Over the first half of 2017, the national median rent fluctuated, but it ended up exactly where it began: $1,016 for a one-bedroom. Prices fell from January to March, bottoming out at $1,003 before creeping back up in the spring. In all, the national median rent always stayed within 1.3% of its starting value.
A slight majority of states (26, plus the District of Columbia) saw rental increases over the first six months of 2017, with the largest average percent changes coming in South Carolina (7.3%), Maine (7.3%), Vermont (7.2%), and Rhode Island (7.0%), Abodo's Midyear Rent Report reports. The greatest average decreases were significantly lower: Utah (-4.4%), Oklahoma (-3.3%), Pennsylvania (-2.7%), Connecticut (-2.3%).

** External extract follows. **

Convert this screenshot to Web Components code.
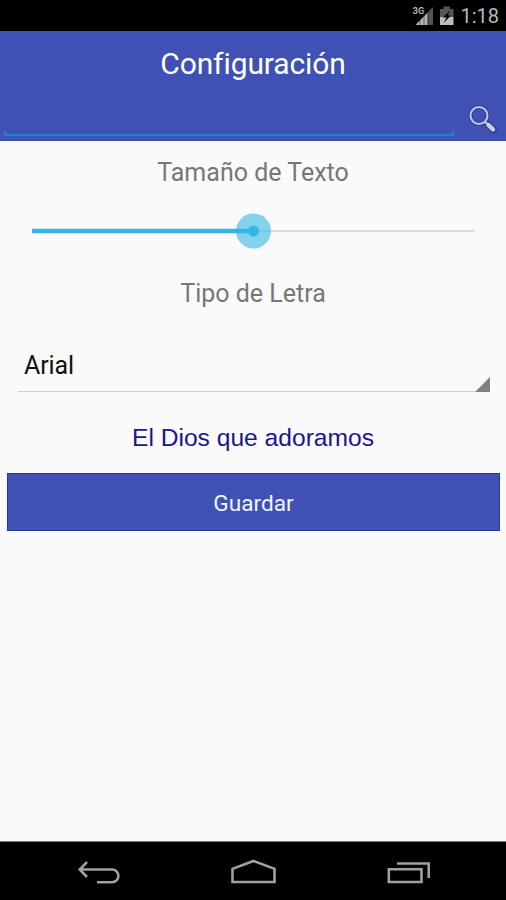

The majority of states, 31, saw average changes in rent price of 1.3% or lower.
The states with the highest average rents will surprise no one. The District of Columbia had the highest average rent from January to July, with one-bedrooms going for $2,138 per month. Massachusetts ($1,896), California ($1,630), Hawaii ($1,572), and New York ($1,571) followed. The four states with the lowest average rents were all in the West or Southwest: South Dakota ($525), Wyoming ($596), Idaho ($613), and New Mexico ($620).
In December, our annual rent report noted that many of the cities with the fastest-growing rents were between the coasts. That trend continued in the first half of 2017: Eight of the top 10 cities for rental hikes were in the South or Southwest. New Orleans led the way, with an average monthly change of 6.3% and an average rent of $1,167. Glendale, Ariz. (4.7%, $764), and Houston (3.8%; $1,053), followed closely behind, with Reno, N.V., Atlanta, Miami, Phoenix, and Lexington, Ky., also making appearances.
The only geographic outliers were Seattle, which saw rents rise an average of 3.6% over the first half of the year, and Honolulu (2.6%).
The biggest drops in rent also continued to veer west and south. Fort Wayne, Ind., saw the largest rent drop, with an average decline of 4.9% per month and an average rent of $562. Lincoln, Neb., where the average rent is $700, experienced an average decline of 4% per month. And booming Nashville, Tenn., where the average one-bedroom rents for $1,373, saw an average drop of 3.1% per month.
From June to July, the biggest rental hike was in Newark, N.J., which saw its one-bedroom rent increase 10.2% to $1,120. Philadelphia (8.5%; $1,305) and Honolulu (8%; $1,654) rounded out the top three. In June, Reno saw its rent rise 6.7% to $832, and New Orleans jumped 5.8% to $1,397, continuing the months-long upward trend that landed them on the list for highest year-to-date change.
For the second month in a row, Buffalo, N.Y., and St. Paul, Minn., experienced the largest drops in rent in the country. This month, the order was reversed: St. Paul leads the way, with a 7.4% decrease to $1,233. Buffalo saw its rent drop 7.2% to $939. Glendale, which over the first six months of 2017 had the second-highest average monthly increase in rent, saw its median one-bedroom decrease 6.8% over the month of June, bottoming out at $833.
The cities with the highest rents are largely unchanged since last month’s report. San Francisco rents dropped $40 to $3,240, but that wasn’t enough to bump the city from its spot atop the rankings. As usual, New York City ($2,913) and San Jose ($2,378) rounded out the top three. The only real movement in the list of the country’s highest rents was near the bottom: Chicago ($1,861) superseded Miami ($1,855) for eighth place.
Nationally, rental prices were relatively stable through the first six months of 2017. Rent is rising in just over half of the nation’s states, and certain cities are seeing sustained increases in rent month to month. Cities where rent was already high—New York, D.C., Los Angeles—are still high, but the most notable rental increases are in growing markets in the South and Southwest, a continuation of a trend we noticed in our 2016 Annual Report.
In the next six months, rental prices in those markets will be a good barometer for how well new development is keeping up with what appears to be continued—and rising—demand for rentals.